Delightful things 2, 3, and 4 all involve twitter, where, in the space of an hour, the following happened. Delightful 2: I replied to a friend’s post, which contained a gorgeous photograph of sourdough rye that she’d just made, with a comment that I was really excited to try my hand at baking sourdough bread now that I had my very first starter, and how funny it was to see her bread just as I was starting to think about mine.

Delightful 3: I replied to the excellent tweet pictured here with “147 please” and was sent a recipe for…wait for it…sourdough doughnuts. Honestly, that felt like some kind of David Blaine level magic trick. How was 147 a recipe for something requiring sourdough?

Of course, because it’s a Shaker cookbook, and it was published in 1959, the recipe makes all kinds of assumptions about how much I know about sourdough, doughnuts, and cooking in general. I find that delightful because it is so much like Mrs. Beeton, who is prone to directions like “cook the rice in the usual way, and then…” or who provides what purports to be a recipe for lemon pie, but is in fact only a list of ingredients and proportions for the lemon filling and the meringue, followed by the line “pour the custard into the crust and bake…” Yes, she assumes that you’ve been making a good pie crust without help for years, and that you know enough to take her proportions and temper the eggs for the lemon custard without being told to do so, what are you some kind of kitchen dolt? Ditto this recipe for “Doughnuts without Saleratus,” which, as you can see, assumes a fair amount. (Yes, that’s the whole recipe.)

Here, then, an additional little thrill of cosmic coincidence. The “ferment” I got on Friday was being called for in a recipe I had randomly chosen out of a hat on the following Tuesday, and in a style that charmingly harkened back to the very class whose cooking projects produced all the conversations that resulted in my being gifted the starter in the first place. (In case you’re wondering, any good Shaker cook in 1959 would have known saleratus was baking soda. I, by the way, did not know that. I guessed it was a kind of fortified wine. But spellcheck knew it was a word, and google kindly defined it for me.)

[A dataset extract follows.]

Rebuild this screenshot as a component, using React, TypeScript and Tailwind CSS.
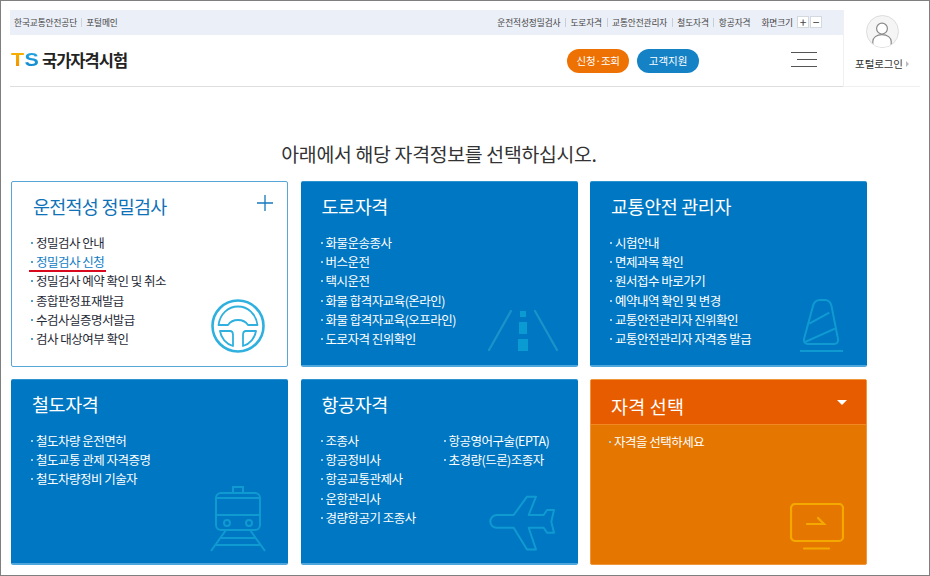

Delightful 4: as soon as I tweeted my amazement over the perfect storm of sourdough overlap above, another friend saw the thread, and could not resist following up with an email containing even more information and recipes for sourdough doughnuts.

It is obvious, then, that there will be sourdough doughnuts happening at my house tomorrow. Today is packed. Plus, I have learned, because now of course I have to read a lot about them online, that I need to take my starter out of the refrigerator tonight and feed it overnight in preparation for baking the next day. Because sourdough doughnuts are not fast. Which is also excellent, in this time of hunkering down and needing projects to do with my children.

And on a less flip note, I also have to say that this gift feels particularly poignant. It was hand-delivered to my office on a Friday, a day that, on the Monday of that same week might have been identified as “the last day before Spring Break starts,” by Wednesday was “the last day before our extended two-week break starts,” and by the following Monday was “the last day we might see each other in person until next fall.” Last week felt like a month. I suspect the coming month will feel like a year. But here I am, with a sourdough starter that, if I understand correctly how these things work, could theoretically live for actual years. I have continuity. I can make bread from this little cup of flour, sugar, and water until I see my students again, even if that is not until September.

And in the meantime, there will also be doughnuts.